I would prefer it be out of scope of the spec, since locking is hard.

Also, if we design it correctly, objects should only ever be operating on consistent data. Operations like format validation should be a read-only. Logging is already partially out-of-scope (we suggest that there should be logs, but not what those logs should contain, or how they should be written.)

So the only real crunch point I can see is when two operations want to create a new version simultaneously. If we do our maths correctly, we can minimize this chance by EITHER leaving the version number calculation to the very end (minimizing the amount of time when there might be two write operations for the same version number) OR writing the anticipated version number as soon as possible (thus serving as an implicit lock for that version and its contents), and then writing the contents to that directory (which may be a much slower operation if the files are large).

In the former option, we may need to implement shadow writes (write the entire version to a temporary space in the same filesystem, and then move it into place with a new version number, an operation that should be almost immediate.)

In the case of HTTP object stores, though, all bets are off.

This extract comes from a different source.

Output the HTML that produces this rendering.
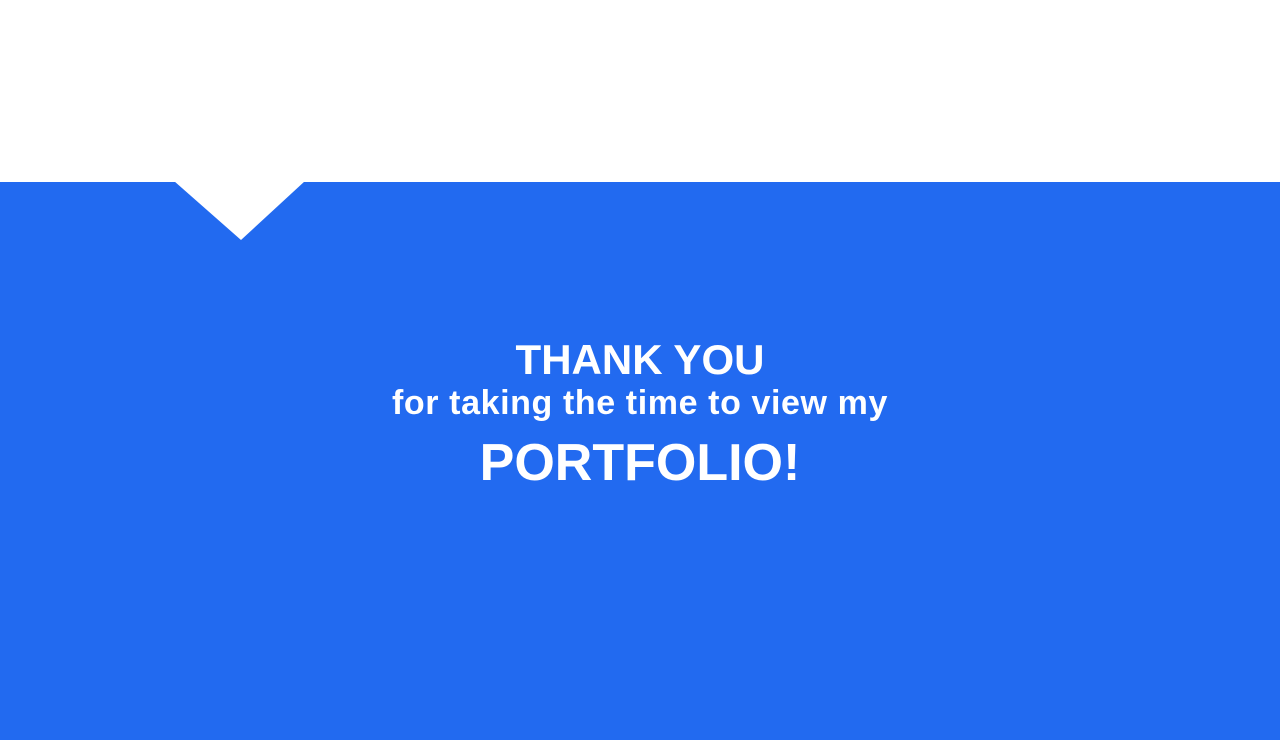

zimeon commented 6 years ago

I agree that implementing locking with a decentralized object store like S3 would be tricky (I note that S3 doesn't support If-Match and related headers for write operations). I also think that the way you would try to implement or imitate locking on S3 might be quite different from reliance on unix atomic filesystem operations.

I also agree that creation of a new version and corresponding update of versions.jsonld is probably the key operation to worry about (given that the specifics of logging are out-of-scope). On a unix filesystem the use of atomic mkdir (with failure if the directory exists) provides a easy way to get an implicit lock. On S3 there aren't any directories really (just object names that look that way) so that wouldn't work. Maybe one way to address this is think about the spec as describing primarily the "file/object layout at rest", properties, validity constraints etc. and have a separate discussion of managing change.

The discussion of version inventory / forward versioning (https://github.com/OCFL/spec/issues/3) has some impact on the problems of updating a top-level versions.jsonld and recovery options in case of a problem.

ahankinson commented 6 years ago

Yes, differentiating between 'object at rest' and 'managing change' is an excellent way of putting it. I had tried to frame it as 'spec' and 'client behaviours', but I like 'managing change' better.

ahankinson commented 6 years ago

F2F 2018.09.05: Out of scope; file locking and object consistency over multiple services is a local consideration and the OCFL spec will be silent on this.